Threat Prevention Ruleset design

Hi,

I have discussed the following with my colleagues, and I just want to hear your opinion on this.

If a customer wants to run IPS, AV and ABOT, how is the optimal design of the TP-rulebase. IPS is only for protection of the customers public accessable servers.

 

If I use Protected Scope, it protects the defined net/group, no matter if the net/group is source or destination of the traffic.

Threat Prevention inspects traffic to and/or from all objects specified in the Protected Scope, even when the specified object did not open the connection. This is an important difference from the Source object in Firewall rules, which defines the object that opens a connection.

 

So my first thought is, that protected scope must be all internal networks (eg. RFC1918).

Hereby all the internal hosts are protected, no matter if it's trafic send to them or originating from them.

Will the public accessible servers be protected, since they are having a non-RFC1918-NAT-address?

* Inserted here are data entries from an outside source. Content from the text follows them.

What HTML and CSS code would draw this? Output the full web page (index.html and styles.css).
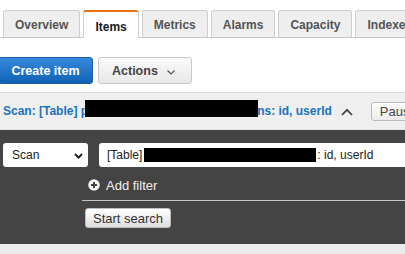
FILE: index.html
```html
<!DOCTYPE html>
<html>
<head>
<meta charset="utf-8">
<link rel="stylesheet" href="styles.css">
</head>
<body>
<div class="tabs">
  <div class="tab">Overview</div>
  <div class="tab active">Items</div>
  <div class="tab">Metrics</div>
  <div class="tab">Alarms</div>
  <div class="tab">Capacity</div>
  <div class="tab">Indexes</div>
</div>
<div class="toolbar">
  <button class="btn primary">Create item</button>
  <button class="btn secondary">Actions
    <svg class="caret" width="8" height="5" viewBox="0 0 8 5"><polyline points="0.5,0.5 4,4 7.5,0.5" fill="none" stroke="#555" stroke-width="1.2"/></svg>
  </button>
</div>
<div class="scan">
  <div class="scan-head">
    <div class="scan-title">Scan: [Table] p<span class="redact head-redact"></span>ns: id, userId</div>
    <svg class="collapse" width="12" height="8" viewBox="0 0 12 8"><polyline points="1,7 6,1.8 11,7" fill="none" stroke="#444" stroke-width="1.8"/></svg>
    <button class="pause">Pause</button>
  </div>
  <div class="scan-body">
    <div class="query-row">
      <div class="select">Scan
        <svg class="select-caret" width="9" height="6" viewBox="0 0 9 6"><polyline points="1,1 4.5,4.6 8,1" fill="none" stroke="#222" stroke-width="2"/></svg>
      </div>
      <div class="input">[Table] <span class="redact input-redact"></span>: id, userId</div>
    </div>
    <div class="filter-row">
      <svg class="plus" width="12" height="12" viewBox="0 0 12 12"><circle cx="6" cy="6" r="5.8" fill="#f2f2f2"/><path d="M6 3V9M3 6H9" stroke="#444" stroke-width="2"/></svg>
      <span>Add filter</span>
    </div>
    <div class="search-row">
      <button class="start">Start search</button>
    </div>
  </div>
</div>
<div class="footer-strip"></div>
</body>
</html>
```
FILE: styles.css
```css
html, body {
  margin: 0;
  padding: 0;
  background: #fff;
  overflow: hidden;
  font-family: "Liberation Sans", Arial, sans-serif;
}

.tabs {
  display: flex;
  gap: 3px;
  padding: 10px 0 0 3px;
  height: 27px;
  border-bottom: 1px solid #c8c8c8;
  white-space: nowrap;
}

.tab {
  box-sizing: border-box;
  height: 27px;
  display: flex;
  align-items: center;
  padding: 1px 11px 0;
  background: #eeeeee;
  border: 1px solid #cfcfcf;
  border-bottom: none;
  border-radius: 3px 3px 0 0;
  font-size: 12px;
  font-weight: bold;
  color: #545454;
  flex-shrink: 0;
}

.tab.active {
  height: 28px;
  margin-bottom: -1px;
  background: #fff;
  border-top: 2px solid #ec7211;
  color: #16191f;
  padding-top: 3px;
}

.toolbar {
  display: flex;
  gap: 5px;
  padding: 19px 0 8px;
}

.btn {
  box-sizing: border-box;
  height: 27px;
  font-family: "Liberation Sans", Arial, sans-serif;
  font-size: 12.5px;
  font-weight: bold;
  border-radius: 3px;
  display: flex;
  align-items: center;
  cursor: pointer;
}

.btn.primary {
  margin-left: -2px;
  width: 95px;
  justify-content: center;
  color: #fff;
  background: linear-gradient(#3889dd, #1062b5);
  border: 1px solid #1a5da3;
}

.btn.secondary {
  width: 94px;
  padding: 0 0 0 13px;
  color: #444;
  background: linear-gradient(#fafafa, #e8e8e8);
  border: 1px solid #c9c9c9;
}

.caret {
  margin-left: 9px;
  margin-top: 3px;
}

.scan {
  border-top: 1px solid #d9d9d9;
}

.scan-head {
  height: 36px;
  display: flex;
  align-items: center;
  padding-left: 3px;
  background: #efefef;
  border-bottom: 1px solid #e4e4e4;
  white-space: nowrap;
}

.scan-title {
  display: flex;
  align-items: center;
  font-size: 12px;
  font-weight: bold;
  color: #1a72c2;
  flex-shrink: 0;
}

.redact {
  display: inline-block;
  background: #000;
  flex-shrink: 0;
}

.head-redact {
  width: 173px;
  height: 17px;
  margin-left: -3px;
  margin-right: -1px;
  margin-bottom: 5px;
}

.collapse {
  margin-left: 9px;
  margin-top: 2px;
  flex-shrink: 0;
}

.pause {
  margin-left: 18px;
  height: 19px;
  padding: 0 8px;
  font-family: "Liberation Sans", Arial, sans-serif;
  font-size: 13px;
  color: #444;
  background: linear-gradient(#fdfdfd, #ececec);
  border: 1px solid #b9b9b9;
  border-radius: 3px;
  flex-shrink: 0;
}

.scan-body {
  background: #444444;
  padding: 13px 0 16px 3px;
}

.query-row {
  display: flex;
  gap: 11px;
  white-space: nowrap;
}

.select {
  box-sizing: border-box;
  flex: 0 0 85px;
  height: 24px;
  display: flex;
  align-items: center;
  justify-content: space-between;
  padding: 0 5px 0 9px;
  background: #fff;
  border-radius: 3px;
  font-size: 12px;
  color: #222;
}

.select-caret {
  margin-top: 1px;
}

.input {
  box-sizing: border-box;
  flex: 0 0 330px;
  height: 24px;
  display: flex;
  align-items: center;
  padding-left: 8px;
  background: #fff;
  border-radius: 3px;
  font-size: 12px;
  color: #222;
}

.input-redact {
  width: 172px;
  height: 14px;
  margin-left: 2px;
  margin-right: 1px;
  margin-bottom: 1px;
}

.filter-row {
  display: flex;
  align-items: center;
  gap: 6px;
  margin: 8px 0 0 85px;
  height: 20px;
  font-size: 13px;
  color: #f0f0f0;
}

.search-row {
  margin: 5px 0 0 79px;
  border-top: 1px solid #c4c4c4;
  padding: 7px 0 0 3px;
}

.start {
  box-sizing: border-box;
  height: 20px;
  padding: 0 7px;
  font-family: "Liberation Sans", Arial, sans-serif;
  font-size: 13px;
  color: #333;
  background: linear-gradient(#ffffff, #dedede);
  border: 1px solid #bcbcbc;
  border-radius: 3px;
}

.footer-strip {
  height: 20px;
  background: #ebebeb;
}
```
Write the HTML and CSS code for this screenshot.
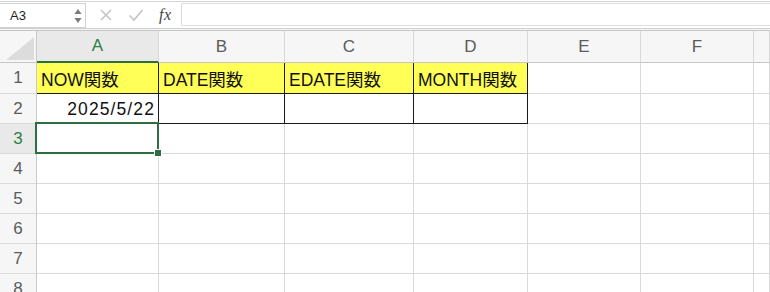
FILE: index.html
```html
<!DOCTYPE html>
<html lang="ja">
<head>
<meta charset="utf-8">
<link rel="stylesheet" href="styles.css">
</head>
<body>
<div class="app">
  <div class="fbar">
    <div class="namebox">
      <span class="nb-text">A3</span>
      <span class="spin">
        <svg width="8" height="16" viewBox="0 0 8 16"><path d="M4 1 L7.5 6 L0.5 6 Z" fill="#7a7a7a"/><path d="M0.5 10 L7.5 10 L4 15 Z" fill="#7a7a7a"/></svg>
      </span>
    </div>
    <div class="ficons">
      <svg class="ic" width="14" height="14" viewBox="0 0 14 14"><path d="M2 2 L12 12 M12 2 L2 12" stroke="#c4c4c4" stroke-width="1.6" fill="none"/></svg>
      <svg class="ic" width="16" height="14" viewBox="0 0 16 14"><path d="M1.5 7.5 L6 12 L14.5 2" stroke="#c4c4c4" stroke-width="1.6" fill="none"/></svg>
      <span class="fx">fx</span>
    </div>
    <div class="finput"></div>
  </div>
  <div class="sep"></div>
  <div class="grid">
    <div class="cell corner"><svg width="36" height="31" viewBox="0 0 36 31"><path d="M6 29 L34 29 L34 6 Z" fill="#dcdcdc"/></svg></div>
    <div class="cell hdr hsel">A</div>
    <div class="cell hdr">B</div>
    <div class="cell hdr">C</div>
    <div class="cell hdr">D</div>
    <div class="cell hdr">E</div>
    <div class="cell hdr">F</div>
    <div class="cell hdr"></div>

    <div class="cell rh">1</div>
    <div class="cell y bk">NOW関数</div>
    <div class="cell y bk">DATE関数</div>
    <div class="cell y bk">EDATE関数</div>
    <div class="cell y bk">MONTH関数</div>
    <div class="cell"></div>
    <div class="cell"></div>
    <div class="cell"></div>

    <div class="cell rh">2</div>
    <div class="cell bk num">2025/5/22</div>
    <div class="cell bk"></div>
    <div class="cell bk"></div>
    <div class="cell bk"></div>
    <div class="cell"></div>
    <div class="cell"></div>
    <div class="cell"></div>

    <div class="cell rh rsel">3</div>
    <div class="cell sel"></div>
    <div class="cell"></div>
    <div class="cell"></div>
    <div class="cell"></div>
    <div class="cell"></div>
    <div class="cell"></div>
    <div class="cell"></div>

    <div class="cell rh">4</div>
    <div class="cell"></div><div class="cell"></div><div class="cell"></div><div class="cell"></div><div class="cell"></div><div class="cell"></div><div class="cell"></div>

    <div class="cell rh">5</div>
    <div class="cell"></div><div class="cell"></div><div class="cell"></div><div class="cell"></div><div class="cell"></div><div class="cell"></div><div class="cell"></div>

    <div class="cell rh">6</div>
    <div class="cell"></div><div class="cell"></div><div class="cell"></div><div class="cell"></div><div class="cell"></div><div class="cell"></div><div class="cell"></div>

    <div class="cell rh">7</div>
    <div class="cell"></div><div class="cell"></div><div class="cell"></div><div class="cell"></div><div class="cell"></div><div class="cell"></div><div class="cell"></div>

    <div class="cell rh">8</div>
    <div class="cell"></div><div class="cell"></div><div class="cell"></div><div class="cell"></div><div class="cell"></div><div class="cell"></div><div class="cell"></div>
  </div>
</div>
</body>
</html>
```

FILE: styles.css
```css
html, body {
  margin: 0;
  padding: 0;
  background: #ffffff;
}
body {
  width: 770px;
  height: 292px;
  overflow: hidden;
  font-family: "Liberation Sans", "Noto Sans CJK JP", sans-serif;
}
.app {
  width: 770px;
}
.fbar {
  box-sizing: border-box;
  height: 27px;
  margin-top: 1px;
  border-top: 1px solid #d4d4d4;
  padding-top: 1px;
  display: flex;
  align-items: flex-start;
  background: #ffffff;
}
.namebox {
  box-sizing: border-box;
  width: 86px;
  height: 25px;
  border: 1px solid #d2d2d2;
  border-left: none;
  display: flex;
  align-items: center;
  justify-content: space-between;
  padding: 0 3px 0 10px;
  font-size: 13px;
  color: #1e1e1e;
}
.spin {
  display: flex;
  align-items: center;
}
.spin svg {
  display: block;
}
.ficons {
  width: 95px;
  height: 23px;
  display: flex;
  align-items: center;
  gap: 0;
}
.ic {
  display: block;
}
.ficons .ic:first-child {
  margin-left: 13px;
}
.ficons .ic:nth-child(2) {
  margin-left: 15px;
}
.fx {
  margin-left: 15px;
  font-family: "Liberation Serif", "DejaVu Serif", serif;
  font-style: italic;
  font-size: 16px;
  color: #444444;
  letter-spacing: 0.5px;
}
.finput {
  flex: 1;
  box-sizing: border-box;
  height: 23px;
  border: 1px solid #dcdcdc;
  border-right: none;
  border-radius: 2px 0 0 2px;
}
.sep {
  box-sizing: border-box;
  height: 3px;
  background: #f6f6f6;
  border-top: 1px solid #cfcfcf;
  border-bottom: 1px solid #c6c6c6;
}
.grid {
  display: grid;
  grid-template-columns: 37px 122px 126px 129px 114px 113px 113px 1fr;
  grid-template-rows: 32px 31px repeat(7, 30px);
}
.cell {
  box-sizing: border-box;
  border-right: 1px solid #dadada;
  border-bottom: 1px solid #dadada;
  display: flex;
  align-items: center;
  padding: 1px 4px 0 4px;
  font-size: 17.5px;
  color: #111111;
  white-space: nowrap;
  overflow: hidden;
  position: relative;
}
.corner {
  background: #f6f6f6;
  border-right: 1px solid #c8c8c8;
  border-bottom: 1px solid #c6c6c6;
  padding: 0;
  align-items: flex-end;
}
.corner svg {
  display: block;
}
.hdr {
  background: #f6f6f6;
  border-right: 1px solid #d8d8d8;
  border-bottom: 1px solid #c6c6c6;
  justify-content: center;
  color: #5b5b5b;
  font-size: 17px;
  padding: 0;
}
.hsel {
  background: #e9e9e9;
  color: #2f7d46;
  border-bottom: 2px solid #2e6d41;
}
.rh {
  background: #f6f6f6;
  border-right: 1px solid #c8c8c8;
  border-bottom: 1px solid #dadada;
  justify-content: center;
  color: #5b5b5b;
  font-size: 17px;
  padding: 0;
}
.rsel {
  background: #e9e9e9;
  color: #2f7d46;
}
.y {
  background: #ffff57;
}
.bk {
  border-right-color: #1a1a1a;
  border-bottom-color: #1a1a1a;
}
.num {
  justify-content: flex-end;
  padding-right: 3px;
  letter-spacing: 1.1px;
}
.sel {
  overflow: visible;
  z-index: 2;
}
.sel::after {
  content: "";
  position: absolute;
  left: -2px;
  top: -2px;
  right: -1px;
  bottom: -1px;
  border: 2px solid #2e6d41;
}
.sel::before {
  content: "";
  position: absolute;
  right: -4px;
  bottom: -4px;
  width: 6px;
  height: 6px;
  background: #2e6d41;
  border: 1px solid #ffffff;
  z-index: 3;
}
```
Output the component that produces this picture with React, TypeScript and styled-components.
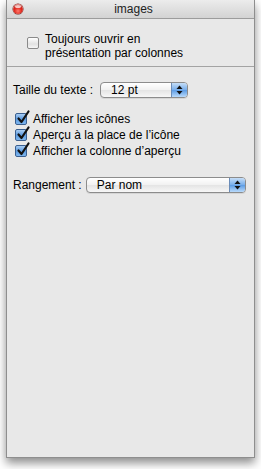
import React from 'react';
import styled, { createGlobalStyle } from 'styled-components';

const GlobalStyle = createGlobalStyle`
  html, body {
    margin: 0;
    padding: 0;
    background: #ffffff;
  }
  body {
    font-family: "Liberation Sans", Arial, sans-serif;
    color: #000;
  }
`;

const Page = styled.div`
  width: 261px;
  height: 469px;
  padding: 0 0 0 6px;
  box-sizing: border-box;
`;

const Window = styled.div`
  width: 249px;
  height: 458px;
  box-sizing: border-box;
  background: #e8e8e8;
  border: 1px solid #8e8e8e;
  border-top: none;
  box-shadow: 0 5px 9px rgba(0, 0, 0, 0.45);
  display: flex;
  flex-direction: column;
`;

const TitleBar = styled.div`
  height: 19px;
  box-sizing: border-box;
  background: linear-gradient(#ececec, #d3d3d3);
  border-bottom: 1px solid #9c9c9c;
  display: grid;
  grid-template-columns: 1fr auto 1fr;
  align-items: center;
  padding: 0 0 0 6px;
`;

const CloseButton = styled.div`
  width: 10px;
  height: 10px;
  border-radius: 50%;
  background: radial-gradient(circle at 50% 70%, #ff7b6e 0%, #e0241a 45%, #9c0b05 100%);
  box-shadow: inset 0 1px 1px rgba(255, 255, 255, 0.5), 0 0 0 0.5px #7a1c15;
  position: relative;
  &::after {
    content: '';
    position: absolute;
    left: 2px;
    top: 1px;
    width: 6px;
    height: 3px;
    border-radius: 50%;
    background: rgba(255, 255, 255, 0.75);
  }
`;

const Title = styled.div`
  font-size: 12px;
  color: #222;
`;

const TopSection = styled.div`
  height: 48px;
  box-sizing: border-box;
  padding: 13px 0 0 20px;
  border-bottom: 1px solid #a3a3a3;
`;

const Section = styled.div`
  padding: 15px 0 0 6px;
  display: flex;
  flex-direction: column;
`;

const CheckRow = styled.label<{ $top?: boolean }>`
  display: flex;
  align-items: ${(p) => (p.$top ? 'flex-start' : 'center')};
  gap: 6px;
  font-size: 12px;
  line-height: 14px;
  height: ${(p) => (p.$top ? 'auto' : '16px')};
  white-space: nowrap;
`;

const Box = styled.span<{ $checked?: boolean; $mt?: number }>`
  width: 12px;
  height: 12px;
  flex: 0 0 12px;
  box-sizing: border-box;
  border-radius: 2px;
  border: 1px solid ${(p) => (p.$checked ? '#3a5f8f' : '#8a8a8a')};
  background: ${(p) =>
    p.$checked
      ? 'linear-gradient(#a9cdf3, #5d9be0 50%, #7eb6ee)'
      : 'linear-gradient(#ffffff, #e2e2e2 60%, #f6f6f6)'};
  position: relative;
  margin-top: ${(p) => p.$mt || 0}px;
`;

const CheckMark = styled.svg`
  position: absolute;
  left: 1px;
  top: -3px;
  width: 12px;
  height: 12px;
  overflow: visible;
`;

const FieldRow = styled.div<{ $mt?: number; $gap: number }>`
  display: flex;
  align-items: center;
  gap: ${(p) => p.$gap}px;
  font-size: 12px;
  white-space: nowrap;
  margin-top: ${(p) => p.$mt || 0}px;
`;

const Popup = styled.div<{ $width: number }>`
  width: ${(p) => p.$width}px;
  flex: 0 0 auto;
  height: 16px;
  box-sizing: border-box;
  border: 1px solid #8c8c8c;
  border-radius: 4px;
  background: linear-gradient(#ffffff, #f1f1f1 50%, #e4e4e4 51%, #f7f7f7);
  display: flex;
  overflow: hidden;
  font-size: 12px;
  box-shadow: 0 1px 0 rgba(0, 0, 0, 0.08);
`;

const PopupText = styled.div`
  flex: 1;
  padding-left: 10px;
  line-height: 14px;
`;

const Stepper = styled.div`
  width: 15px;
  border-left: 1px solid #6b8cb8;
  background: linear-gradient(#c6def7, #76adeb 50%, #5b9be4 51%, #b9dafb);
  display: flex;
  align-items: center;
  justify-content: center;
`;

const Checks = styled.div`
  margin-top: 13px;
  display: flex;
  flex-direction: column;
  padding-left: 2px;
`;

const Check = ({ checked, children }: { checked?: boolean; children: React.ReactNode }) => (
  <CheckRow>
    <Box $checked={checked}>
      {checked && (
        <CheckMark viewBox="0 0 12 12">
          <path d="M1.5 7.5 L4.5 11 L11.5 0.5" fill="none" stroke="#111" strokeWidth="2.2" strokeLinecap="round" strokeLinejoin="round" />
        </CheckMark>
      )}
    </Box>
    <span>{children}</span>
  </CheckRow>
);

const Arrows = () => (
  <svg width="7" height="10" viewBox="0 0 7 10">
    <path d="M3.5 0.5 L6.5 4 L0.5 4 Z" fill="#111" />
    <path d="M3.5 9.5 L6.5 6 L0.5 6 Z" fill="#111" />
  </svg>
);

export default function App() {
  return (
    <Page>
      <GlobalStyle />
      <Window>
        <TitleBar>
          <CloseButton />
          <Title>images</Title>
          <span />
        </TitleBar>
        <TopSection>
          <CheckRow $top>
            <Box $mt={5} />
            <span>
              Toujours ouvrir en
              <br />
              présentation par colonnes
            </span>
          </CheckRow>
        </TopSection>
        <Section>
          <FieldRow $gap={7}>
            <span>Taille du texte :</span>
            <Popup $width={88}>
              <PopupText>12 pt</PopupText>
              <Stepper>
                <Arrows />
              </Stepper>
            </Popup>
          </FieldRow>
          <Checks>
            <Check checked>Afficher les icônes</Check>
            <Check checked>Aperçu à la place de l’icône</Check>
            <Check checked>Afficher la colonne d’aperçu</Check>
          </Checks>
          <FieldRow $mt={18} $gap={4}>
            <span>Rangement :</span>
            <Popup $width={160}>
              <PopupText>Par nom</PopupText>
              <Stepper>
                <Arrows />
              </Stepper>
            </Popup>
          </FieldRow>
        </Section>
      </Window>
    </Page>
  );
}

This will however also enable TP when 2 internal on each DMZ communicates. When having a lot of DMZs, this will generate a lot of TP-detections (IPS).

 

Then I could use RFC1918 as source instead, but this will not protect my hosts from attacks from the Internet, so this it not good.

 

Then I could use RFC1918 as destination. This will still generate quite a lot of IPS-alarms (internal to internal), and again, will it protect my machines from the Internet? An attacker on the Internet generates traffic towards my servers public ip, this will not be covers by this.. or? And this would probably also make AV and ABOT useless, since it only want to use these 2 blades on trafic to the Internet.

 

Then I could use ‘Internet’/InternetZone as protected scope, which initially makes no sense (why protect the Internet!), but if I think about it, it might make sense. This will protect all my clients, when traffic is initiated from the Internet, and protect the Internet, if one of my clients tries something that TP/IPS detects. What if I don't want to protect the Internet from me?

 

So is 'Protected Scope' actually usefull?

 

Would the best be to split it into 2 rules.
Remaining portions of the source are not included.